Collect each line containing "this".

########################################

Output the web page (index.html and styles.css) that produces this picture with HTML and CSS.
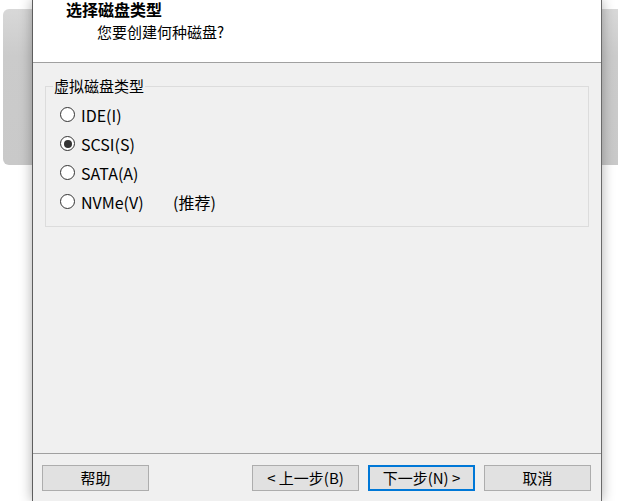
FILE: index.html
```html
<!DOCTYPE html>
<html lang="zh-CN">
<head>
<meta charset="utf-8">
<title>新建虚拟机向导</title>
<link rel="stylesheet" href="styles.css">
</head>
<body>
<div class="backdrop"></div>
<div class="dialog">
  <header class="head">
    <div class="title">选择磁盘类型</div>
    <div class="subtitle">您要创建何种磁盘?</div>
  </header>
  <main class="main">
    <fieldset class="group">
      <legend class="legend">虚拟磁盘类型</legend>
      <div class="options">
        <div class="opt"><span class="radio"></span><span class="lbl">IDE(I)</span></div>
        <div class="opt"><span class="radio checked"></span><span class="lbl">SCSI(S)</span></div>
        <div class="opt"><span class="radio"></span><span class="lbl">SATA(A)</span></div>
        <div class="opt"><span class="radio"></span><span class="lbl wide">NVMe(V)</span><span class="lbl">(推荐)</span></div>
      </div>
    </fieldset>
  </main>
  <footer class="foot">
    <button class="btn help">帮助</button>
    <button class="btn">&lt; 上一步(B)</button>
    <button class="btn default">下一步(N) &gt;</button>
    <button class="btn">取消</button>
  </footer>
</div>
</body>
</html>
```
FILE: styles.css
```css
* { box-sizing: border-box; }
html, body {
  margin: 0;
  width: 618px;
  height: 501px;
  overflow: hidden;
  background: #ffffff;
}
body {
  position: relative;
  font-family: "Noto Sans CJK SC", "Noto Sans", sans-serif;
  font-size: 15px;
  color: #000;
}
.backdrop {
  position: absolute;
  left: 3px;
  top: 9px;
  width: 640px;
  height: 156px;
  border-radius: 6px 0 0 6px;
  background: linear-gradient(180deg, #d8d8d8 0%, #cbcbcb 30%, #c9c9c9 100%);
}
.dialog {
  position: relative;
  margin-left: 32px;
  width: 570px;
  height: 501px;
  background: #f0f0f0;
  border-left: 1px solid #5e5e5e;
  border-right: 1px solid #6a6a6a;
  box-shadow: 0 0 12px rgba(0, 0, 0, 0.32);
  display: flex;
  flex-direction: column;
}
.head {
  height: 63px;
  background: #ffffff;
  border-bottom: 1px solid #a0a0a0;
  padding-left: 33px;
  padding-top: 1px;
}
.title {
  font-size: 16px;
  font-weight: bold;
  line-height: 17px;
}
.subtitle {
  margin-top: 5px;
  padding-left: 31px;
  font-size: 15px;
  line-height: 18px;
}
.main {
  height: 391px;
  border-bottom: 1px solid #a0a0a0;
  padding-top: 14px;
}
.group {
  margin: 0 12px;
  border: 1px solid #dcdcdc;
  padding: 0 0 10px 7px;
  min-width: 0;
}
.legend {
  padding: 0 1px;
  font-size: 15px;
  line-height: 18px;
}
.options {
  display: flex;
  flex-direction: column;
  padding: 5px 0 0 7px;
}
.opt {
  height: 29px;
  display: flex;
  align-items: center;
  line-height: 18px;
}
.radio {
  width: 15px;
  height: 15px;
  border-radius: 50%;
  border: 1px solid #333333;
  background: #ffffff;
  margin-right: 6px;
  display: grid;
  place-items: center;
  flex: none;
}
.radio.checked::after {
  content: "";
  width: 8px;
  height: 8px;
  border-radius: 50%;
  background: #333333;
}
.lbl {
  font-size: 16px;
}
.lbl.wide {
  display: inline-block;
  width: 92px;
}
.foot {
  flex: 1;
  display: flex;
  gap: 9px;
  padding: 11px 10px 0 9px;
  align-items: flex-start;
}
.btn {
  width: 107px;
  height: 26px;
  padding: 0;
  border: 1px solid #adadad;
  background: #e1e1e1;
  font-family: "Noto Sans CJK SC", "Noto Sans", sans-serif;
  font-size: 15px;
  line-height: 18px;
  color: #000;
}
.btn.help { margin-right: auto; }
.btn.default { border: 2px solid #0078d7; }
```
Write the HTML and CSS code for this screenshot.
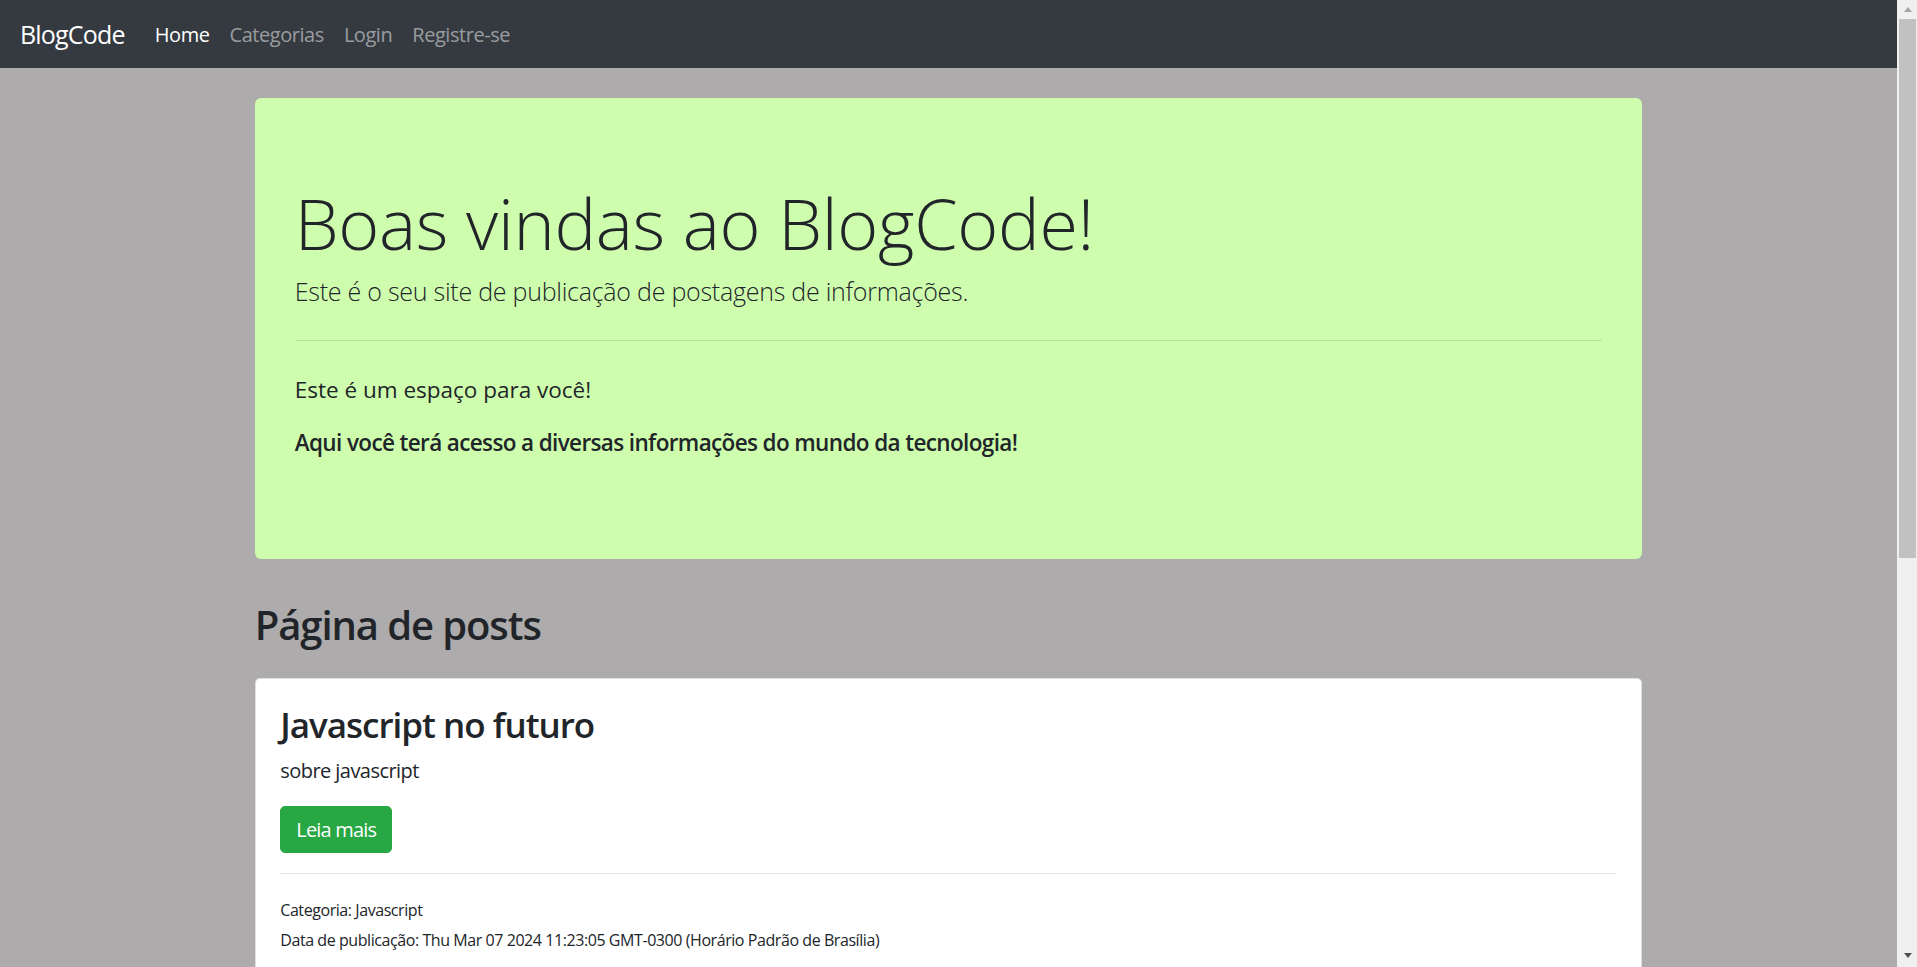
FILE: index.html
```html
<!DOCTYPE html>
<html lang="pt-br">
<head>
<meta charset="utf-8">
<title>BlogCode</title>
<link rel="stylesheet" href="styles.css">
</head>
<body>
<div class="app">
  <div class="page">
    <nav class="navbar">
      <a class="brand" href="#">BlogCode</a>
      <ul class="nav">
        <li><a class="nav-link active" href="#">Home</a></li>
        <li><a class="nav-link" href="#">Categorias</a></li>
        <li><a class="nav-link" href="#">Login</a></li>
        <li><a class="nav-link" href="#">Registre-se</a></li>
      </ul>
    </nav>
    <main class="container">
      <section class="jumbotron">
        <h1 class="display">Boas vindas ao BlogCode!</h1>
        <p class="lead">Este é o seu site de publicação de postagens de informações.</p>
        <hr class="jumbo-rule">
        <p class="jumbo-text">Este é um espaço para você!</p>
        <p class="jumbo-text strong">Aqui você terá acesso a diversas informações do mundo da tecnologia!</p>
      </section>
      <h2 class="section-title">Página de posts</h2>
      <article class="card">
        <div class="card-body">
          <h3 class="card-title">Javascript no futuro</h3>
          <p class="card-text">sobre javascript</p>
          <div class="actions"><a class="btn btn-success" href="#">Leia mais</a></div>
          <hr class="card-rule">
          <p class="meta"><small>Categoria: Javascript</small><br><small>Data de publicação: Thu Mar 07 2024 11:23:05 GMT-0300 (Horário Padrão de Brasília)</small></p>
        </div>
      </article>
    </main>
  </div>
  <div class="scrollbar" aria-hidden="true">
    <div class="sb-btn"><span class="arrow-up"></span></div>
    <div class="sb-thumb"></div>
    <div class="sb-space"></div>
    <div class="sb-btn sb-btn-down"><span class="arrow-down"></span></div>
  </div>
</div>
</body>
</html>
```

FILE: styles.css
```css
* { box-sizing: border-box; }

html, body {
  margin: 0;
  height: 100%;
}

body {
  font-family: "Open Sans", "Noto Sans", "Liberation Sans", sans-serif;
  font-size: 20px;
  line-height: 1.5;
  color: #212529;
  background: #adabac;
  overflow: hidden;
}

.app {
  display: flex;
  height: 100vh;
}

.page {
  flex: 1;
  min-width: 0;
  overflow: hidden;
}

/* Navbar */
.navbar {
  height: 68px;
  background: #343a40;
  display: flex;
  align-items: center;
  padding: 2px 20px 0;
}

.brand {
  font-size: 25px;
  color: #fff;
  text-decoration: none;
  margin-right: 20px;
  letter-spacing: -0.8px;
}

.nav {
  list-style: none;
  display: flex;
  margin: 0;
  padding: 0;
}

.nav-link {
  display: block;
  padding: 0 10px;
  color: rgba(255, 255, 255, 0.5);
  text-decoration: none;
  letter-spacing: -0.45px;
}

.nav-link.active { color: #fff; }

/* Container */
.container {
  width: 1387.5px;
  margin: 30px auto 0;
}

.jumbotron {
  background: #cffdae;
  border-radius: 6px;
  padding: 80px 40px 79px;
  margin-bottom: 42px;
}

.display {
  font-size: 70px;
  font-weight: 300;
  line-height: 1.2;
  margin: 3px 0 8px;
  letter-spacing: -0.3px;
}

.lead {
  font-size: 25px;
  font-weight: 300;
  margin: 0;
  letter-spacing: -0.25px;
}

.jumbo-rule {
  border: 0;
  border-top: 1px solid rgba(0, 0, 0, 0.1);
  margin: 29px 0 32px;
}

.jumbo-text {
  font-size: 22.5px;
  margin: 0 0 20px;
  letter-spacing: 0;
}

.strong {
  font-weight: 600;
  letter-spacing: -0.63px;
}

.section-title {
  font-size: 40px;
  font-weight: 600;
  line-height: 1.2;
  margin: 0 0 29px;
  letter-spacing: -1.1px;
}

/* Card */
.card {
  background: #fff;
  border: 1px solid rgba(0, 0, 0, 0.125);
  border-radius: 5px;
}

.card-body { padding: 25px 25px 25px 24.5px; }

.card-title {
  font-size: 35px;
  font-weight: 600;
  line-height: 1.2;
  margin: 0 0 10px;
  letter-spacing: -1px;
}

.card-text {
  margin: 0 0 20px;
  letter-spacing: -0.55px;
}

.actions { display: flex; }

.btn {
  display: inline-block;
  padding: 7.5px 15px;
  font-size: 20px;
  line-height: 1.5;
  border: 1px solid transparent;
  border-radius: 5px;
  text-decoration: none;
  letter-spacing: -0.8px;
}

.btn-success {
  color: #fff;
  background: #28a745;
  border-color: #28a745;
}

.card-rule {
  border: 0;
  border-top: 1px solid rgba(0, 0, 0, 0.1);
  margin: 20px 0;
}

.meta {
  margin: 0 0 20px;
}

.meta small {
  font-size: 16px;
  letter-spacing: -0.43px;
}

/* Fake window scrollbar */
.scrollbar {
  width: 20px;
  flex: none;
  background: #f0f0f0;
  display: flex;
  flex-direction: column;
}

.sb-btn {
  height: 19px;
  display: flex;
  justify-content: center;
  padding-top: 7px;
  padding-left: 1px;
}

.sb-btn-down { padding-top: 5px; }

.arrow-up {
  width: 0;
  height: 0;
  border-left: 4.5px solid transparent;
  border-right: 4.5px solid transparent;
  border-bottom: 5px solid #a3a3a3;
}

.arrow-down {
  width: 0;
  height: 0;
  border-left: 4.5px solid transparent;
  border-right: 4.5px solid transparent;
  border-top: 5px solid #505050;
}

.sb-thumb {
  height: 539px;
  margin: 0 1px 0 2px;
  background: #c1c1c1;
}

.sb-space { flex: 1; }
```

########################################

- _Problem solution_:
Output the web page (index.html and styles.css) that produces this picture with HTML and CSS.
Write the HTML and CSS code for this screenshot.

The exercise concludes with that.